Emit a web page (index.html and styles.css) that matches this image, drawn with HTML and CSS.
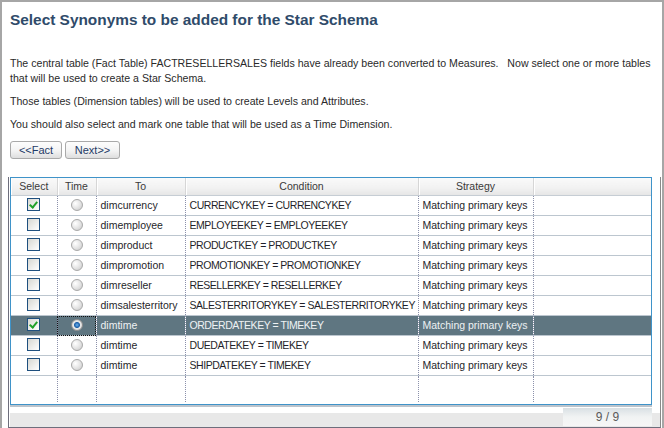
FILE: index.html
```html
<!DOCTYPE html>
<html>
<head>
<meta charset="utf-8">
<link rel="stylesheet" href="styles.css">
</head>
<body>
<div class="page">
  <h1 class="title">Select Synonyms to be added for the Star Schema</h1>
  <p class="txt">The central table (Fact Table) FACTRESELLERSALES fields have already been converted to Measures.&nbsp;&nbsp; Now select one or more tables<br>that will be used to create a Star Schema.</p>
  <p class="txt">Those tables (Dimension tables) will be used to create Levels and Attributes.</p>
  <p class="txt">You should also select and mark one table that will be used as a Time Dimension.</p>
  <div class="btns">
    <button class="btn btn-fact">&lt;&lt;Fact</button>
    <button class="btn btn-next">Next&gt;&gt;</button>
  </div>
  <div class="panel">
    <div class="grid-wrap">
      <table class="grid">
        <colgroup>
          <col class="c-sel"><col class="c-time"><col class="c-to"><col class="c-cond"><col class="c-strat"><col class="c-fill">
        </colgroup>
        <thead>
          <tr><th>Select</th><th>Time</th><th>To</th><th>Condition</th><th>Strategy</th><th class="last"></th></tr>
        </thead>
        <tbody>
          <tr><td class="ctr"><span class="cb checked"></span></td><td class="ctr"><span class="rd"></span></td><td>dimcurrency</td><td class="cond">CURRENCYKEY = CURRENCYKEY</td><td>Matching primary keys</td><td class="last"></td></tr>
          <tr><td class="ctr"><span class="cb"></span></td><td class="ctr"><span class="rd"></span></td><td>dimemployee</td><td class="cond">EMPLOYEEKEY = EMPLOYEEKEY</td><td>Matching primary keys</td><td class="last"></td></tr>
          <tr><td class="ctr"><span class="cb"></span></td><td class="ctr"><span class="rd"></span></td><td>dimproduct</td><td class="cond">PRODUCTKEY = PRODUCTKEY</td><td>Matching primary keys</td><td class="last"></td></tr>
          <tr><td class="ctr"><span class="cb"></span></td><td class="ctr"><span class="rd"></span></td><td>dimpromotion</td><td class="cond">PROMOTIONKEY = PROMOTIONKEY</td><td>Matching primary keys</td><td class="last"></td></tr>
          <tr><td class="ctr"><span class="cb"></span></td><td class="ctr"><span class="rd"></span></td><td>dimreseller</td><td class="cond">RESELLERKEY = RESELLERKEY</td><td>Matching primary keys</td><td class="last"></td></tr>
          <tr><td class="ctr"><span class="cb"></span></td><td class="ctr"><span class="rd"></span></td><td>dimsalesterritory</td><td class="cond">SALESTERRITORYKEY = SALESTERRITORYKEY</td><td>Matching primary keys</td><td class="last"></td></tr>
          <tr class="sel"><td class="ctr"><span class="cb checked"></span></td><td class="ctr focus"><span class="rd on"></span></td><td>dimtime</td><td class="cond">ORDERDATEKEY = TIMEKEY</td><td>Matching primary keys</td><td class="last"></td></tr>
          <tr><td class="ctr"><span class="cb"></span></td><td class="ctr"><span class="rd"></span></td><td>dimtime</td><td class="cond">DUEDATEKEY = TIMEKEY</td><td>Matching primary keys</td><td class="last"></td></tr>
          <tr><td class="ctr"><span class="cb"></span></td><td class="ctr"><span class="rd"></span></td><td>dimtime</td><td class="cond">SHIPDATEKEY = TIMEKEY</td><td>Matching primary keys</td><td class="last"></td></tr>
          <tr class="filler"><td></td><td></td><td></td><td></td><td></td><td class="last"></td></tr>
        </tbody>
      </table>
    </div>
    <div class="hline"></div>
    <div class="status"><span class="count">9 / 9</span></div>
  </div>
</div>
</body>
</html>
```

FILE: styles.css
```css
html, body {
  margin: 0;
  padding: 0;
  background: #ffffff;
}

.page {
  width: 664px;
  height: 428px;
  box-sizing: border-box;
  border: 2px solid #a6a6a6;
  border-bottom: 0;
  padding: 7px 0 0 8px;
  font-family: "Liberation Sans", Arial, sans-serif;
  font-size: 10.6px;
  color: #2a2a2a;
  overflow: hidden;
}

.title {
  margin: 0;
  font-size: 15.4px;
  line-height: 22px;
  font-weight: bold;
  color: #2f4b6a;
}

.txt {
  margin: 0 0 8px;
  line-height: 15px;
  white-space: nowrap;
}

.title + .txt {
  margin-top: 25px;
}

.btns {
  display: flex;
  gap: 3px;
  margin-top: 9px;
}

.btn {
  height: 18px;
  box-sizing: border-box;
  padding: 0;
  border: 1px solid #a9a9a9;
  border-radius: 3px;
  background: linear-gradient(#fdfdfd, #f3f3f3 55%, #dedede);
  font-family: "Liberation Sans", Arial, sans-serif;
  font-size: 11px;
  color: #1f3a66;
  line-height: 16px;
}

.btn-fact { width: 52px; }
.btn-next { width: 55px; }

.panel {
  margin-top: 18px;
  margin-left: -2px;
  width: 653px;
  box-sizing: border-box;
  padding-left: 1px;
  border-left: 1px solid #6e6e7c;
  border-right: 1px solid #8a8a8a;
  border-bottom: 1px solid #6e6e7c;
}

.grid-wrap {
  width: 642px;
  height: 228px;
  box-sizing: border-box;
  border: 1px solid #3f93c9;
  overflow: hidden;
}

.grid {
  width: 640px;
  border-collapse: collapse;
  table-layout: fixed;
  font-size: 10.5px;
}

.c-sel { width: 46px; }
.c-time { width: 39px; }
.c-to { width: 89px; }
.c-cond { width: 233px; }
.c-strat { width: 115px; }
.c-fill { width: 118px; }

.grid th {
  height: 17px;
  padding: 0;
  font-weight: normal;
  color: #3a3a3a;
  text-align: center;
  background: linear-gradient(#fafafa, #f1f1f1 60%, #e6e6e6);
  border-right: 1px solid #d6d6d6;
  border-bottom: 1px solid #c6cdd4;
  box-shadow: inset 1px 0 0 #ffffff;
  line-height: 17px;
}

.grid td {
  height: 19px;
  padding: 0 0 0 4px;
  border-right: 1px dotted #8b90aa;
  border-bottom: 1px solid #bcc6cf;
  white-space: nowrap;
  overflow: hidden;
  line-height: 19px;
  color: #1f1f2a;
}

.grid td.cond {
  letter-spacing: -0.45px;
}

.grid th.last,
.grid td.last {
  border-right: 0;
}

.grid td.ctr {
  padding: 0;
  text-align: center;
}

.grid tr.filler td {
  height: 26px;
  border-bottom: 0;
}

.grid tr.sel td {
  background: #5f7681;
  color: #eef2f4;
}

.grid td.focus {
  outline: 1px dotted #111111;
  outline-offset: -1px;
}

.cb {
  display: inline-block;
  width: 13px;
  height: 13px;
  box-sizing: border-box;
  border: 1px solid #1e4f7e;
  background: linear-gradient(135deg, #d8d8d2, #ffffff);
  vertical-align: middle;
  position: relative;
  top: -2px;
}

.cb.checked::after {
  content: "";
  position: absolute;
  left: 3px;
  top: 1px;
  width: 3px;
  height: 6px;
  border: solid #22a02a;
  border-width: 0 2px 2px 0;
  transform: rotate(40deg);
}

.rd {
  display: inline-block;
  width: 12px;
  height: 12px;
  box-sizing: border-box;
  border-radius: 50%;
  border: 1px solid #a9a9a9;
  background: radial-gradient(circle at 35% 35%, #ffffff, #e2e2e2 55%, #c4c4c4);
  vertical-align: middle;
  position: relative;
  top: -1px;
}

.rd.on {
  background: radial-gradient(circle, #6db2ee 0, #1d5fa8 2.5px, #e8e8e8 3.5px, #c8c8c8);
  border-color: #8b8b8b;
}

.hline {
  height: 2px;
  background: #bcc4cc;
  margin-right: 8px;
}

.status {
  height: 20px;
  display: flex;
  justify-content: flex-end;
  background: linear-gradient(#ffffff 0, #ffffff 6px, #e8e8e8 6px);
  padding-right: 8px;
}

.count {
  width: 89px;
  height: 18px;
  margin-top: 1px;
  background: linear-gradient(#d9e0e4, #f1f3f3 50%, #f6f6f6);
  color: #5a5a5a;
  font-size: 12px;
  line-height: 18px;
  text-align: center;
}
```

○ ○ ○ ○ ○ ○ ○

[Exercise] Filter out every line that lacks the word "styles", and copy the rest.

[Answer to the task]
Emit a web page (index.html and styles.css) that matches this image, drawn with HTML and CSS.
<link rel="stylesheet" href="styles.css">
FILE: styles.css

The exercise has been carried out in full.